Mechanical behavior assessment of the Ti6Al4V alloy obtained by additive manufacturing towards aeronautical industry

Abstract

Nowadays the dynamics of markets, technology advances, and companies’ competition have brought changes in metal processing. Recent technical improvements of additive manufacturing (AM) processes have shifted their application from prototyping to the production of end-use parts either as customised or series. The extended geometric flexibility, coupled with the reduced time of production and the improved efficiency in resources utilization inherent of Selective laser melting (SLM) are the characteristics sought by aircraft industry in order to develop and progress. This thesis aims to contribute to the study and analysis of the new strategy of production Selective Laser Melting in the manufacture of metallic components for aeronautical use. Specifically the mechanical characterization of the titanium alloy Ti6Al4V is performed. For this purpose several samples and specimens were manufactured in the SLM equipment at Centre for Rapid and Sustainable Product Development (CDRSP) and the mechanical tests were carried out at the Instituto Superior Técnico (IST) for further analysis of the results.

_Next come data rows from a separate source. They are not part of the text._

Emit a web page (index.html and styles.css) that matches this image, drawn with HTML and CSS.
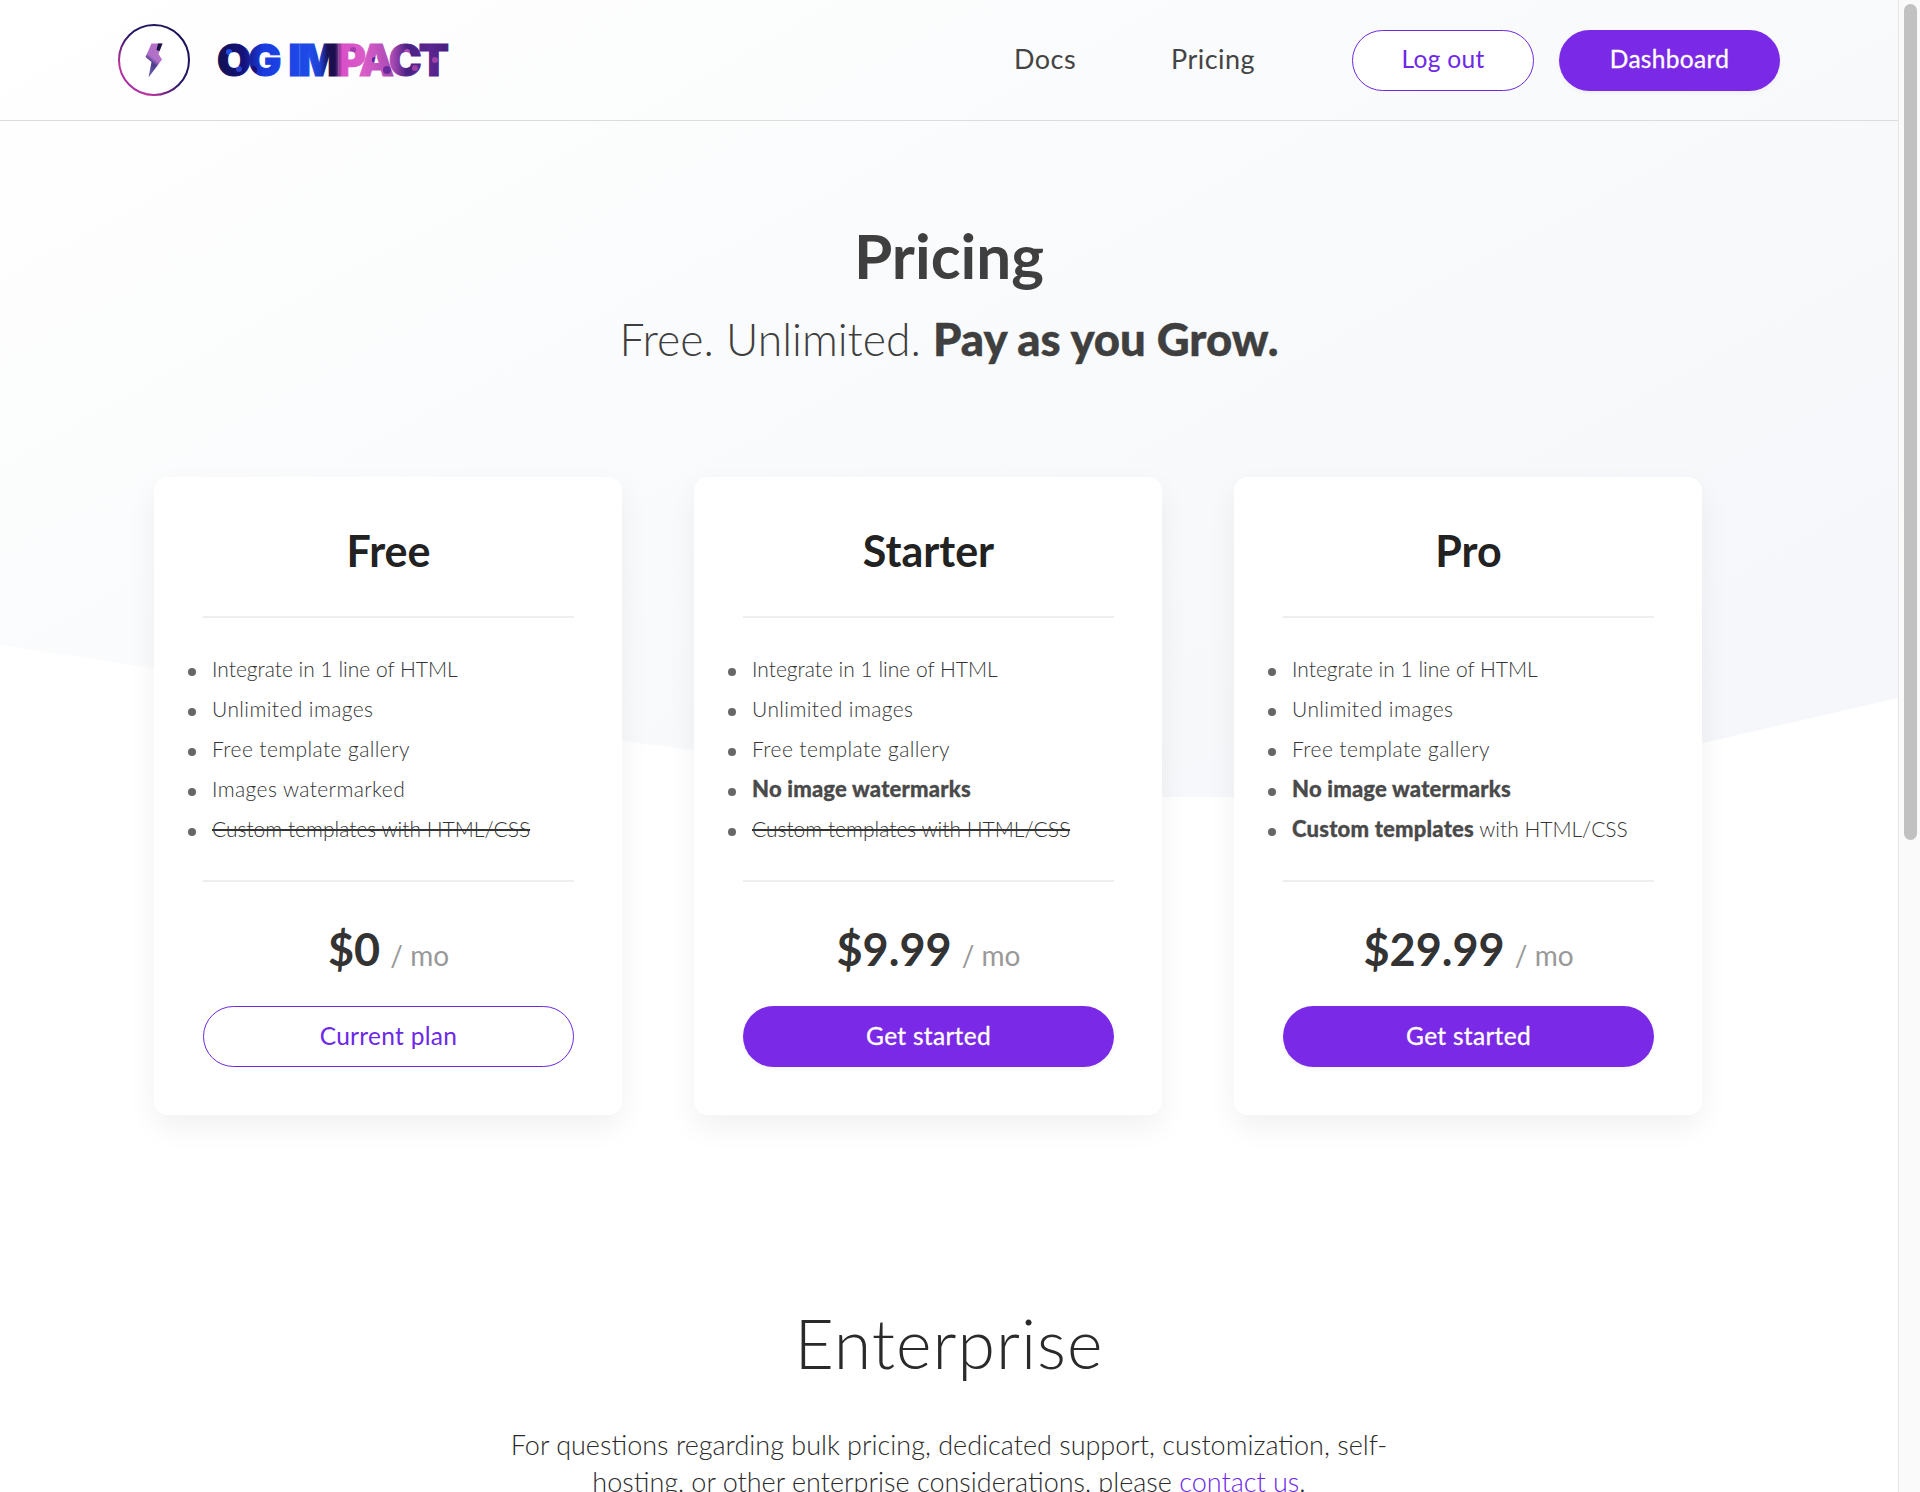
FILE: index.html
```html
<!DOCTYPE html>
<html lang="en">
<head>
	<meta charset="UTF-8">
	<title>Pricing</title>
<link rel="stylesheet" href="styles.css">
</head>
<body>
<div class="page">
	<div class="main">
		<svg class="wave" width="1898" height="800" viewBox="0 0 1898 800">
			<defs>
				<linearGradient id="waveFill" x1="0" y1="0" x2="1" y2="0.75">
					<stop offset="0" stop-color="#ffffff"/>
					<stop offset="0.45" stop-color="#fafbfc"/>
					<stop offset="1" stop-color="#f5f7fa"/>
				</linearGradient>
			</defs>
			<path d="M0 0H1898V698L1703 743Q1600 772 1480 797H985L693 750L622 741Q300 690 0 645Z" fill="url(#waveFill)"/>
		</svg>
		<header class="nav">
			<div class="brand">
				<svg class="brand-mark" width="72" height="72" viewBox="0 0 72 72">
					<defs>
						<linearGradient id="ring" x1="1" y1="0" x2="0" y2="1">
							<stop offset="0" stop-color="#14104f"/>
							<stop offset="0.5" stop-color="#2a1668"/>
							<stop offset="0.8" stop-color="#c2339f"/>
							<stop offset="1" stop-color="#5a22b0"/>
						</linearGradient>
						<linearGradient id="bolt" x1="0.7" y1="0" x2="0.3" y2="1">
							<stop offset="0" stop-color="#b96fc9"/>
							<stop offset="0.45" stop-color="#b070c8"/>
							<stop offset="0.6" stop-color="#4c3a8e"/>
							<stop offset="1" stop-color="#6a68b4"/>
						</linearGradient>
					</defs>
					<circle cx="36" cy="36" r="35" fill="#fff" stroke="url(#ring)" stroke-width="2"/>
					<path d="M33.5 19.5H44.5L40.5 30L44 35.5L30.5 53.5L33.5 38L27.5 33Z" fill="url(#bolt)"/>
					<path d="M40 19.5H44.5L41.5 27L38.5 26Z" fill="#1c1440"/>
				</svg>
				<svg class="brand-name" width="250" height="64" viewBox="0 0 250 64">
					<defs>
						<linearGradient id="nameFill" gradientUnits="userSpaceOnUse" x1="0" y1="0" x2="240" y2="0">
							<stop offset="0" stop-color="#10104f"/>
							<stop offset="0.12" stop-color="#14127a"/>
							<stop offset="0.2" stop-color="#1a3be0"/>
							<stop offset="0.4" stop-color="#1f4be8"/>
							<stop offset="0.44" stop-color="#1d3fcc"/>
							<stop offset="0.47" stop-color="#1c0f50"/>
							<stop offset="0.5" stop-color="#1c0f50"/>
							<stop offset="0.53" stop-color="#d94fc8"/>
							<stop offset="0.62" stop-color="#d95cc8"/>
							<stop offset="0.74" stop-color="#a84ab4"/>
							<stop offset="0.8" stop-color="#4a2185"/>
							<stop offset="0.9" stop-color="#5a2590"/>
							<stop offset="1" stop-color="#3f1c78"/>
						</linearGradient>
						<pattern id="nameTexture" patternUnits="userSpaceOnUse" width="250" height="64">
							<rect width="250" height="64" fill="url(#nameFill)"/>
							<circle cx="14" cy="24" r="3" fill="#1f4be8"/>
							<circle cx="24" cy="41" r="3" fill="#2a3fc8"/>
							<circle cx="38" cy="42" r="4" fill="#14127a"/>
							<circle cx="160" cy="32" r="3" fill="#5a1f90"/>
							<circle cx="172" cy="42" r="4" fill="#6a2a9c"/>
							<circle cx="192" cy="24" r="3" fill="#b04ab5"/>
							<circle cx="200" cy="40" r="3" fill="#a040a8"/>
							<circle cx="220" cy="32" r="3" fill="#a040a8"/>
							<circle cx="138" cy="22" r="3" fill="#a03cb0"/>
						</pattern>
					</defs>
					<text class="brand-text" x="2" y="48" textLength="232" fill="url(#nameTexture)" stroke="url(#nameTexture)" stroke-width="1">OG IMPACT</text>
				</svg>
			</div>
			<nav class="nav-links">
				<a class="nav-link" href="#">Docs</a>
				<a class="nav-link" href="#">Pricing</a>
			</nav>
			<div class="nav-btns">
				<a class="btn btn-line nav-out" href="#">Log out</a>
				<a class="btn btn-fill nav-dash" href="#">Dashboard</a>
			</div>
		</header>

		<section class="hero">
			<h1 class="hero-title">Pricing</h1>
			<p class="hero-sub">Free. Unlimited. <b>Pay as you Grow.</b></p>
		</section>

		<section class="plans">
			<div class="plan">
				<h2 class="plan-name">Free</h2>
				<ul class="plan-list">
					<li>Integrate in 1 line of HTML</li>
					<li>Unlimited images</li>
					<li>Free template gallery</li>
					<li>Images watermarked</li>
					<li><s>Custom templates with HTML/CSS</s></li>
				</ul>
				<p class="plan-price"><b>$0</b> <span>/ mo</span></p>
				<a class="btn btn-line" href="#">Current plan</a>
			</div>
			<div class="plan">
				<h2 class="plan-name">Starter</h2>
				<ul class="plan-list">
					<li>Integrate in 1 line of HTML</li>
					<li>Unlimited images</li>
					<li>Free template gallery</li>
					<li><b>No image watermarks</b></li>
					<li><s>Custom templates with HTML/CSS</s></li>
				</ul>
				<p class="plan-price"><b>$9.99</b> <span>/ mo</span></p>
				<a class="btn btn-fill" href="#">Get started</a>
			</div>
			<div class="plan">
				<h2 class="plan-name">Pro</h2>
				<ul class="plan-list">
					<li>Integrate in 1 line of HTML</li>
					<li>Unlimited images</li>
					<li>Free template gallery</li>
					<li><b>No image watermarks</b></li>
					<li><b>Custom templates</b> with HTML/CSS</li>
				</ul>
				<p class="plan-price"><b>$29.99</b> <span>/ mo</span></p>
				<a class="btn btn-fill" href="#">Get started</a>
			</div>
		</section>

		<section class="enterprise">
			<h2 class="enterprise-title">Enterprise</h2>
			<p class="enterprise-text">For questions regarding bulk pricing, dedicated support, customization, self-hosting, or other enterprise considerations, please <a href="#">contact us</a>.</p>
		</section>
	</div>
	<div class="scrollbar"><div class="scrollbar-thumb"></div></div>
</div>
</body>
</html>
```

FILE: styles.css
```css
*{margin:0;padding:0;box-sizing:border-box;list-style:none;}
html,body{height:1492px;overflow:hidden;}
body{background:#fff;color:#444;font-family:"Lato","Noto Sans",sans-serif;}
a{text-decoration:none;}

.page{display:flex;height:1492px;}
.main{position:relative;flex:1;min-width:0;}
.wave{position:absolute;left:0;top:0;}

.scrollbar{width:22px;padding:4px 3px 0 5px;background:#fafafa;border-left:1px solid #e6e6e6;}
.scrollbar-thumb{height:836px;background:#c1c1c1;border-radius:7px;}

.nav{position:relative;display:flex;align-items:center;height:121px;padding:0 118px;border-bottom:1px solid #dcdcdc;}
.brand{display:flex;align-items:center;gap:25px;}
.brand-mark,.brand-name{display:block;}
.brand-text{font-family:"Inter","Lato",sans-serif;font-weight:900;font-size:44px;word-spacing:4px;}
.nav-links{display:flex;gap:95px;margin-left:auto;padding-bottom:2px;}
.nav-link{color:#444;font-size:27px;line-height:34px;letter-spacing:.45px;}
.nav-btns{display:flex;gap:25px;margin-left:97px;}
.nav-out{width:182px;font-size:25px;}
.nav-dash{width:221px;font-size:25px;}

.btn{display:flex;align-items:center;justify-content:center;height:61px;padding-bottom:3px;border-radius:31px;font-size:24.5px;letter-spacing:.3px;}
.btn-line{background:#fff;border:1px solid #6d28e0;color:#6d28e8;}
.btn-fill{background:#7a2ae6;color:#fff;box-shadow:0 2px 4px rgba(0,0,0,.05);-webkit-text-stroke:.3px #fff;}

.hero{position:relative;padding-top:96px;text-align:center;color:#3f3f3f;}
.hero-title{font-size:62px;line-height:76px;font-weight:700;}
.hero-sub{margin-top:20px;font-size:44.5px;line-height:52px;font-weight:300;}
.hero-sub b{font-size:45.5px;font-weight:900;-webkit-text-stroke:.4px #3f3f3f;}

.plans{position:relative;display:grid;grid-template-columns:repeat(3,468px);gap:72px;margin:112px 0 0 154px;}
.plan{display:flex;flex-direction:column;height:638px;padding:0 48px 48px 49px;background:#fff;border-radius:14px;box-shadow:0 12px 30px rgba(0,0,0,.06);}
.plan-name{height:141px;padding-top:48px;border-bottom:2px solid #eee;text-align:center;color:#222;font-size:43px;line-height:52px;font-weight:700;}
.plan-list{height:264px;padding-top:31px;border-bottom:2px solid #eee;}
.plan-list li{height:40px;line-height:40px;font-size:21px;font-weight:300;color:#333;white-space:nowrap;}
.plan-list li:nth-child(n+2):nth-child(-n+4){letter-spacing:.4px;}
.plan-list li:before{content:"";display:inline-block;width:8px;height:8px;margin:0 16px 0 -15px;border-radius:50%;background:#666;vertical-align:middle;}
.plan-list b{font-size:22px;font-weight:900;letter-spacing:.2px;color:#4a4a4a;-webkit-text-stroke:.3px #4a4a4a;}
.plan-list li:nth-child(4) b{letter-spacing:.2px;}
.plan-price{flex:1;padding-top:37px;text-align:center;color:#999;font-size:28px;line-height:60px;}
.plan-price b{margin-right:3px;color:#333;font-size:45px;font-weight:700;}

.enterprise{position:relative;margin-top:186px;text-align:center;color:#2a2a2a;}
.enterprise-title{font-size:68px;line-height:84px;font-weight:300;letter-spacing:1px;}
.enterprise-text{width:900px;margin:41px auto 0;font-size:27px;line-height:37px;font-weight:300;}
.enterprise-text a{color:#6d28e8;}
```
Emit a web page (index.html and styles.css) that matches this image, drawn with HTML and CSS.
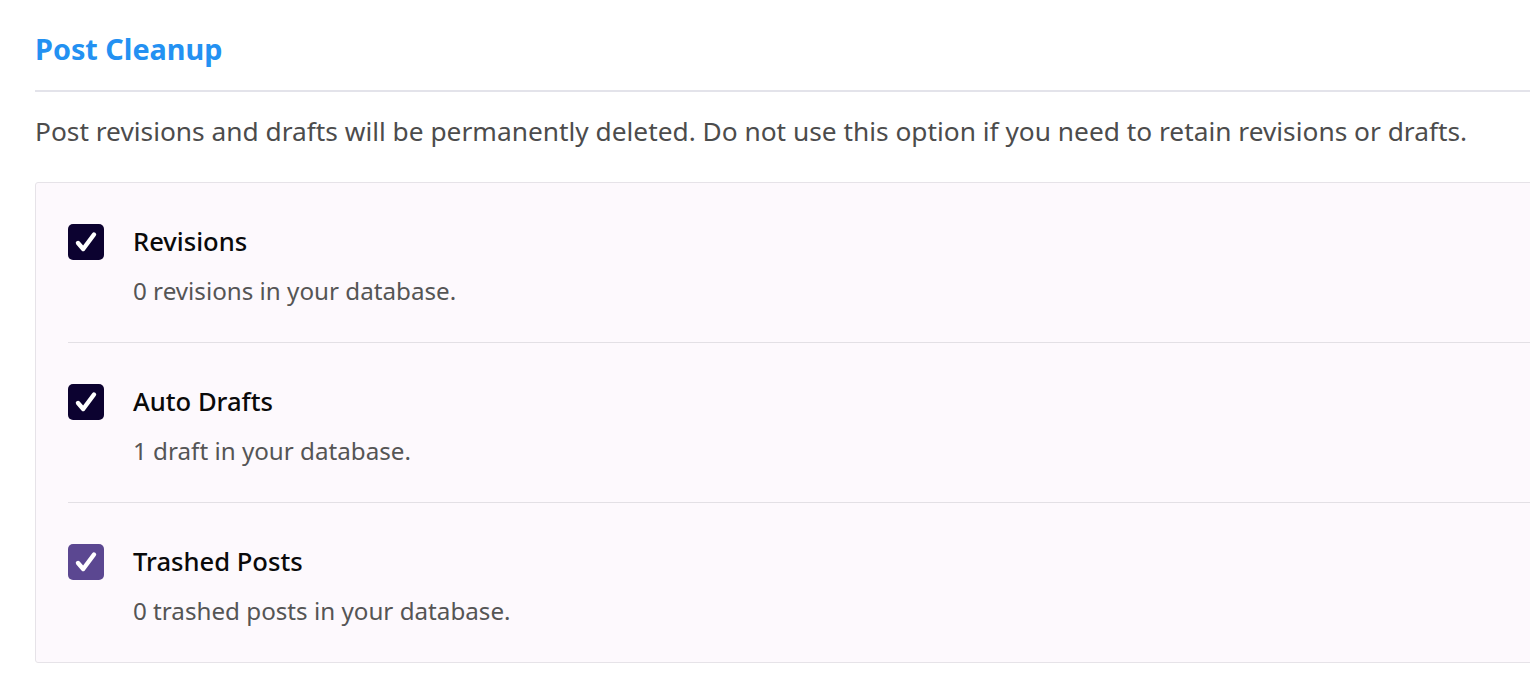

SLM is an additive manufacturing technique through which components are built by selectively melting powder layers using a focused laser beam. With the proper setting of the SLM process, a relative density above the required value in the aircraft industry (above 99%) is achieved. Specifically in this work, relative densities of around 99.6% were achieved. However the process is characterized by short laser-powder interaction times and localized high heat input, which leads to steep thermal gradients, rapid solidification and fast cooling resulting in a specific microstructure. In order to obtain optimal mechanical properties, heat treatments are necessary due to the original martensitic microstructure. Moreover finishing mechanical process is required, firstly due to the need of remove the parts from the platform and secondly to decrease the surface roughness of the parts.